The dark side of ALICE: from antinuclei interactions to dark matter searches in space

7 Apr 2022, 17:30
20m
small aula (Auditorium Maximum UJ)

small aula

Auditorium Maximum UJ

Oral presentation Light nuclei production Parallel Session T16: Light nuclei production

Speaker

Stephan Alexander Konigstorfer (Technische Universitaet Muenchen (DE))

Description

Space: the final frontier for antinuclei physics. There, antinucleosynthesis models already tested on the bench of hadronic colliders and particle physics experiments are put at work to crack one of the biggest problems of modern physics: the existence and nature of dark matter.

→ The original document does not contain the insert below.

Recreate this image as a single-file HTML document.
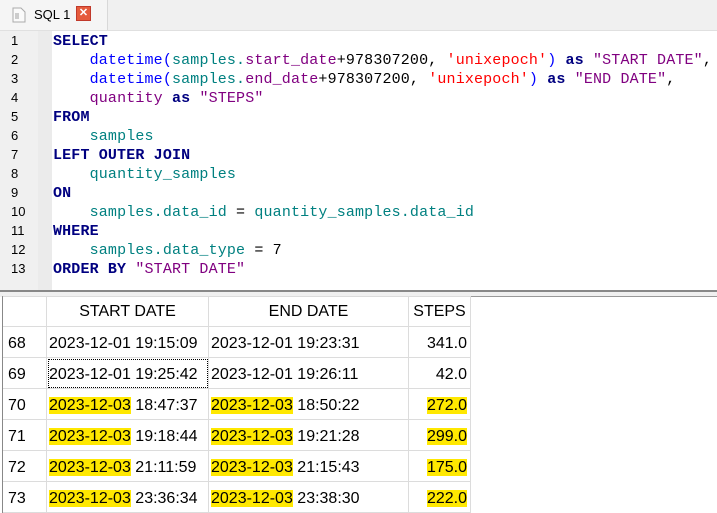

In fact, the observation of an antinucleus in cosmic rays would most probably mean a breakthrough in searches for dark matter. However, to correctly interpret future results, the precise knowledge of both the antinuclei production mechanism and their nuclear inelastic cross sections is needed.
The ALICE collaboration already investigated in detail the anti nucleosynthesis models in small and large colliding systems at the LHC and has recently performed several measurements of antideuteron, $^3\overline{\text{H}}$ and $^3\overline{\text{He}}$ inelastic cross sections, providing the first experimental information of this kind.

In this talk, the final results on antideuteron and $^3\overline{\text{He}}$ inelastic cross-section and the new results on $^3\overline{\text{H}}$ inelastic cross sections are discussed as well how, thanks to them, it is possible to determine for the first time the transparency of the Galaxy to antinuclei stemming from dark matter and Standard Model collisions.